■ **DESCRIPTION OF THE TASK**:
Show every line containing "styles" by copying it.

■ **INFORMATION PROVIDED**:
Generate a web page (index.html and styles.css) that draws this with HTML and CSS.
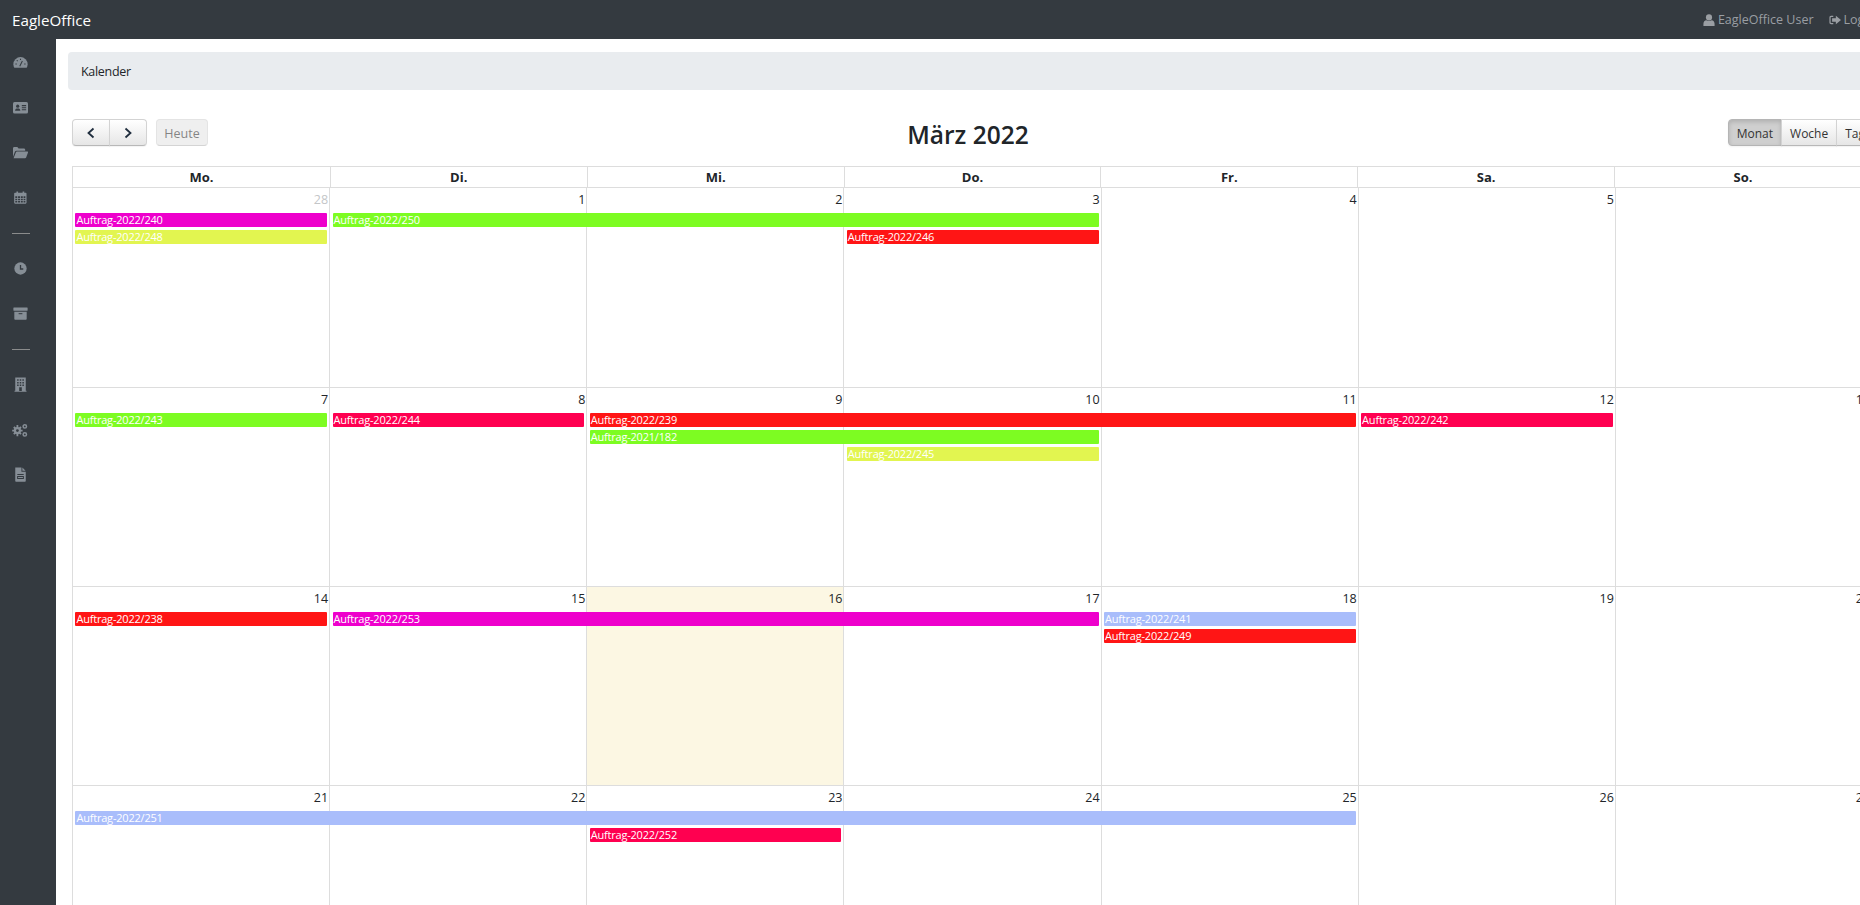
FILE: index.html
```html
<!DOCTYPE html>
<html lang="de">
<head>
<meta charset="utf-8">
<title>EagleOffice – Kalender</title>
<link rel="stylesheet" href="styles.css">
</head>
<body>
<header class="topbar">
  <a class="brand">EagleOffice</a>
  <nav class="usernav">
    <a class="usernav-link"><svg class="uicon" viewBox="0 0 14 14"><circle cx="7" cy="4" r="3.6"/><path d="M0.5 14V11.5C0.5 9 2 7.5 4 7.3C5.8 8.6 8.2 8.6 10 7.3C12 7.5 13.5 9 13.5 11.5V14Z"/></svg>EagleOffice User</a>
    <a class="usernav-link"><svg class="uicon" viewBox="0 0 14 12"><path d="M5 1H2.5C1.2 1 .5 2 .5 3V9C.5 10 1.2 11 2.5 11H5V9.6H2.6C2.1 9.6 1.9 9.3 1.9 9V3C1.9 2.7 2.1 2.4 2.6 2.4H5Z"/><path d="M8 1L14 6L8 11V8H3.6V4H8Z"/></svg>Logout</a>
  </nav>
</header>
<div class="shell">
  <aside class="sidebar">
    <a class="side-item"><svg class="sicon" viewBox="0 0 16 16"><path d="M8 2.2A7.6 7.6 0 0 0 .4 9.8C.4 11.2.8 12.5 1.4 13.6H14.6C15.2 12.5 15.6 11.2 15.6 9.8A7.6 7.6 0 0 0 8 2.2Z"/><path class="cut" d="M8 4v1.4M4 5.6l1 1M2.6 9.6h1.4M12 9.6h1.4M7.2 12L10 6.4" /></svg></a>
    <a class="side-item"><svg class="sicon" viewBox="0 0 16 16"><rect y="2" width="16" height="12.4" rx="1.6"/><circle class="hole" cx="5" cy="6.6" r="1.7"/><path class="hole" d="M2.2 11.4C2.2 9.6 3.2 9 5 9S7.8 9.6 7.8 11.4Z"/><path class="cut" d="M9.4 6h4.6M9.4 8.2h4.6M9.4 10.4h4.6"/></svg></a>
    <a class="side-item"><svg class="sicon" viewBox="0 0 16 16"><path d="M0 12.6V3.4C0 2.6.6 2 1.4 2H4.6L6 3.6H11.6C12.4 3.6 13 4.2 13 5V6H4C3 6 2.4 6.4 2 7.2Z"/><path d="M.6 14L3 7.9C3.2 7.3 3.6 7 4.2 7H15.2C15.9 7 16.2 7.5 16 8.1L14 13.2C13.8 13.7 13.4 14 12.8 14Z"/></svg></a>
    <a class="side-item"><svg class="sicon sicon-sm" viewBox="0 0 16 16"><path fill-rule="evenodd" d="M3 .6H5V2.2H10.6V.6H12.6V2.2H14.4C15 2.2 15.4 2.6 15.4 3.2V14.6C15.4 15.2 15 15.6 14.4 15.6H1.2C.6 15.6.2 15.2.2 14.6V3.2C.2 2.6.6 2.2 1.2 2.2H3ZM1.6 6.4V8.6H4V6.4ZM5 6.4V8.6H7.4V6.4ZM8.4 6.4V8.6H10.8V6.4ZM11.8 6.4V8.6H14V6.4ZM1.6 9.6V11.4H4V9.6ZM5 9.6V11.4H7.4V9.6ZM8.4 9.6V11.4H10.8V9.6ZM11.8 9.6V11.4H14V9.6ZM1.6 12.4V14.2H4V12.4ZM5 12.4V14.2H7.4V12.4ZM8.4 12.4V14.2H10.8V12.4ZM11.8 12.4V14.2H14V12.4Z"/></svg></a>
    <div class="side-rule-wrap"><hr class="side-rule"></div>
    <a class="side-item"><svg class="sicon sicon-sm" viewBox="0 0 16 16"><circle cx="8" cy="8" r="7.6"/><path class="cut wide-cut" d="M8 3.6V8.6H11.4"/></svg></a>
    <a class="side-item"><svg class="sicon" viewBox="0 0 16 16"><rect x=".4" y="1.6" width="15.2" height="3.4" rx=".4"/><path d="M1.4 6H14.6V13.8C14.6 14.2 14.2 14.6 13.8 14.6H2.2C1.8 14.6 1.4 14.2 1.4 13.8Z"/><path class="cut" d="M6 8.2H10"/></svg></a>
    <div class="side-rule-wrap"><hr class="side-rule"></div>
    <a class="side-item"><svg class="sicon" viewBox="0 0 16 16"><path fill-rule="evenodd" d="M2.4.4H13.6V14.6H14.4V15.6H1.6V14.6H2.4ZM4.4 2.4V4H6V2.4ZM7.2 2.4V4H8.8V2.4ZM10 2.4V4H11.6V2.4ZM4.4 5.2V6.8H6V5.2ZM7.2 5.2V6.8H8.8V5.2ZM10 5.2V6.8H11.6V5.2ZM4.4 8V9.6H6V8ZM7.2 8V9.6H8.8V8ZM10 8V9.6H11.6V8ZM6.6 11V15H9.4V11Z"/></svg></a>
    <a class="side-item"><svg class="sicon sicon-lg" viewBox="0 0 16 16"><circle cx="5.4" cy="8.6" r="3.6"/><path class="gear" d="M5.4 3v11.2M.2 8.6h10.4M1.8 5l7.2 7.2M9 5l-7.2 7.2"/><circle class="hole" cx="5.4" cy="8.6" r="1.4"/><circle class="ring" cx="12.8" cy="4.4" r="1.7"/><circle class="ring" cx="12.8" cy="12.4" r="1.7"/></svg></a>
    <a class="side-item"><svg class="sicon" viewBox="0 0 16 16"><path fill-rule="evenodd" d="M2.4.4H9V5H13.6V14.8C13.6 15.3 13.3 15.6 12.8 15.6H3.2C2.7 15.6 2.4 15.3 2.4 14.8ZM10 .6L13.4 4H10ZM4.6 7.4V8.4H11.4V7.4ZM4.4 9.6V12.8H11.6V9.6ZM5.4 10.6H10.6V11.8H5.4Z"/></svg></a>
  </aside>
  <main class="content">
    <div class="breadcrumb">Kalender</div>
    <section class="calendar">
      <div class="toolbar">
        <div class="tool-left">
          <div class="btn-group">
            <button class="btn btn-icon"><svg class="chev" viewBox="0 0 10 12"><path d="M7.5 1.5L2.5 6L7.5 10.5"/></svg></button>
            <button class="btn btn-icon"><svg class="chev" viewBox="0 0 10 12"><path d="M2.5 1.5L7.5 6L2.5 10.5"/></svg></button>
          </div>
          <button class="btn btn-disabled">Heute</button>
        </div>
        <h2 class="cal-title">März 2022</h2>
        <div class="btn-group tool-right">
          <button class="btn btn-active">Monat</button>
          <button class="btn">Woche</button>
          <button class="btn">Tag</button>
        </div>
      </div>
      <div class="grid">
        <div class="dow-row">
          <div class="dow">Mo.</div><div class="dow">Di.</div><div class="dow">Mi.</div><div class="dow">Do.</div><div class="dow">Fr.</div><div class="dow">Sa.</div><div class="dow">So.</div>
        </div>

        <div class="week week-first">
          <div class="day c1 other">28</div><div class="day c2">1</div><div class="day c3">2</div><div class="day c4">3</div><div class="day c5">4</div><div class="day c6">5</div><div class="day c7">6</div>
          <div class="ev magenta c1 r1">Auftrag-2022/240</div>
          <div class="ev green c2 r1 s3">Auftrag-2022/250</div>
          <div class="ev yellow c1 r2">Auftrag-2022/248</div>
          <div class="ev red c4 r2">Auftrag-2022/246</div>
        </div>

        <div class="week">
          <div class="day c1">7</div><div class="day c2">8</div><div class="day c3">9</div><div class="day c4">10</div><div class="day c5">11</div><div class="day c6">12</div><div class="day c7">13</div>
          <div class="ev green c1 r1">Auftrag-2022/243</div>
          <div class="ev pink c2 r1">Auftrag-2022/244</div>
          <div class="ev red c3 r1 s3">Auftrag-2022/239</div>
          <div class="ev pink c6 r1">Auftrag-2022/242</div>
          <div class="ev green c3 r2 s2">Auftrag-2021/182</div>
          <div class="ev yellow c4 r3">Auftrag-2022/245</div>
        </div>

        <div class="week">
          <div class="day c1">14</div><div class="day c2">15</div><div class="day c3 today">16</div><div class="day c4">17</div><div class="day c5">18</div><div class="day c6">19</div><div class="day c7">20</div>
          <div class="ev red c1 r1">Auftrag-2022/238</div>
          <div class="ev magenta c2 r1 s3">Auftrag-2022/253</div>
          <div class="ev blue c5 r1">Auftrag-2022/241</div>
          <div class="ev red c5 r2">Auftrag-2022/249</div>
        </div>

        <div class="week">
          <div class="day c1">21</div><div class="day c2">22</div><div class="day c3">23</div><div class="day c4">24</div><div class="day c5">25</div><div class="day c6">26</div><div class="day c7">27</div>
          <div class="ev blue c1 r1 s5">Auftrag-2022/251</div>
          <div class="ev pink c3 r2">Auftrag-2022/252</div>
        </div>
      </div>
    </section>
  </main>
</div>
</body>
</html>
```
FILE: styles.css
```css
* { box-sizing: border-box; }
html, body { margin: 0; height: 100%; overflow: hidden; }
body {
  font-family: "Open Sans", "Noto Sans", sans-serif;
  font-size: 14px;
  color: #212529;
  background: #fff;
}

/* top bar */
.topbar {
  height: 39px;
  background: #343a40;
  display: flex;
  align-items: center;
  justify-content: space-between;
  padding-left: 12px;
  overflow: hidden;
  white-space: nowrap;
}
.brand { color: #fff; font-size: 15.2px; }
.usernav { display: flex; gap: 15px; margin-right: -24px; align-items: center; }
.usernav-link { color: #9a9ea3; font-size: 12.5px; display: flex; align-items: center; gap: 3px; }
.uicon { width: 12px; height: 12px; fill: #9a9ea3; }

/* shell */
.shell { display: flex; height: 866px; }
.sidebar {
  flex: 0 0 56px;
  background: #343a40;
  display: flex;
  flex-direction: column;
  padding-top: 1px;
}
.side-item { width: 40px; height: 45px; display: flex; align-items: center; justify-content: center; }
.sicon { width: 15px; height: 15px; fill: #868e96; }
.sicon-sm { width: 13px; height: 13px; }
.sicon-lg { width: 16px; height: 16px; }
.sicon .cut { fill: none; stroke: #343a40; stroke-width: 1.1; }
.sicon .wide-cut { stroke-width: 1.6; }
.sicon .hole { fill: #343a40; }
.sicon .gear { fill: none; stroke: #868e96; stroke-width: 1.8; }
.sicon .ring { fill: none; stroke: #868e96; stroke-width: 1.5; }
.side-rule-wrap { height: 26px; display: flex; align-items: center; padding: 0 26px 0 12px; }
.side-rule { flex: 1; margin: 0; border: 0; border-top: 1px solid #8a8b8c; }

/* content */
.content { flex: 0 0 1860px; padding: 13px 12px; }
.breadcrumb {
  height: 38px;
  background: #e9ecef;
  border-radius: 4px;
  padding: 0 13px;
  display: flex;
  align-items: center;
  font-size: 12.5px;
  letter-spacing: -.3px;
}

.calendar { width: 1800px; margin: 29px 0 0 4px; }
.toolbar {
  display: grid;
  grid-template-columns: 1fr auto 1fr;
  grid-template-rows: 27px;
  align-items: center;
  margin-bottom: 20px;
}
.tool-left { display: flex; gap: 9px; }
.tool-right { justify-self: end; margin-right: -2px; }
.cal-title { align-self: start; margin: 2px 0 0 -8px; font-size: 24.5px; font-weight: 600; line-height: 27px; }
.btn-group { display: flex; }
.btn {
  height: 27px;
  padding: 1px 8px 0;
  font: inherit;
  font-size: 12px;
  color: #333;
  background: linear-gradient(#fff, #e6e6e6);
  border: 1px solid #d3d3d3;
  border-bottom-color: #b8b8b8;
  border-radius: 0;
  box-shadow: inset 0 1px 0 rgba(255,255,255,.2), 0 1px 1px rgba(0,0,0,.05);
  margin-left: -1px;
}
.btn-group .btn:first-child { border-radius: 4px 0 0 4px; margin-left: 0; }
.btn-group .btn:last-child { border-radius: 0 4px 4px 0; }
.btn-icon { width: 38px; padding: 0; display: flex; align-items: center; justify-content: center; }
.btn-group .btn-icon:first-child { width: 38px; }
.chev { width: 10px; height: 12px; fill: none; stroke: #1f2d3d; stroke-width: 1.8; }
.btn-disabled {
  margin-left: 0;
  width: 52px;
  padding: 1px 0 0;
  border-radius: 4px;
  font-size: 12.5px;
  color: #333;
  opacity: .6;
  background: #e6e6e6;
  box-shadow: none;
}
.btn-active {
  background: #cfcfcf;
  border-color: #b5b5b5;
  box-shadow: inset 0 2px 4px rgba(0,0,0,.15), 0 1px 2px rgba(0,0,0,.05);
}

/* month grid */
.dow-row {
  display: grid;
  grid-template-columns: repeat(7, 1fr);
  height: 21px;
  border: 1px solid #ddd;
  border-bottom: 0;
}
.dow {
  text-align: center;
  font-size: 13px;
  font-weight: 700;
  line-height: 20px;
  border-left: 1px solid #ddd;
}
.dow:first-child { border-left: 0; }
.week {
  display: grid;
  grid-template-columns: repeat(7, 1fr);
  grid-template-rows: 25px 17px 17px 17px 1fr;
  height: 199px;
  border-top: 1px solid #ddd;
}
.week-first { height: 200px; }
.day {
  grid-row: 1 / -1;
  text-align: right;
  padding: 3px 1px 0 0;
  font-size: 12.5px;
  line-height: 18px;
  border-left: 1px solid #ddd;
}
.day.c7 { border-right: 1px solid #ddd; }
.day.other { color: #c4c6c8; }
.day.today { background: #fcf7e3; }
.c1 { grid-column: 1; }
.c2 { grid-column: 2; }
.c3 { grid-column: 3; }
.c4 { grid-column: 4; }
.c5 { grid-column: 5; }
.c6 { grid-column: 6; }
.c7 { grid-column: 7; }
.r1 { grid-row: 2; }
.r2 { grid-row: 3; }
.r3 { grid-row: 4; }
.s2 { grid-column-end: span 2; }
.s3 { grid-column-end: span 3; }
.s5 { grid-column-end: span 5; }
.ev {
  height: 14px;
  margin: 0 2px 3px 3.4px;
  padding-left: 1px;
  border-radius: 1px;
  color: #fff;
  font-size: 11px;
  letter-spacing: -.2px;
  line-height: 14px;
  white-space: nowrap;
  overflow: hidden;
}
.magenta { background: #ee00cc; }
.yellow { background: #e2f550; }
.green { background: #7dfc22; }
.red { background: #ff1515; }
.pink { background: #ff0050; }
.blue { background: #a9bdfb; }
```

■ **FINAL ANSWER**:
Generate a web page (index.html and styles.css) that draws this with HTML and CSS.
<link rel="stylesheet" href="styles.css">
FILE: styles.css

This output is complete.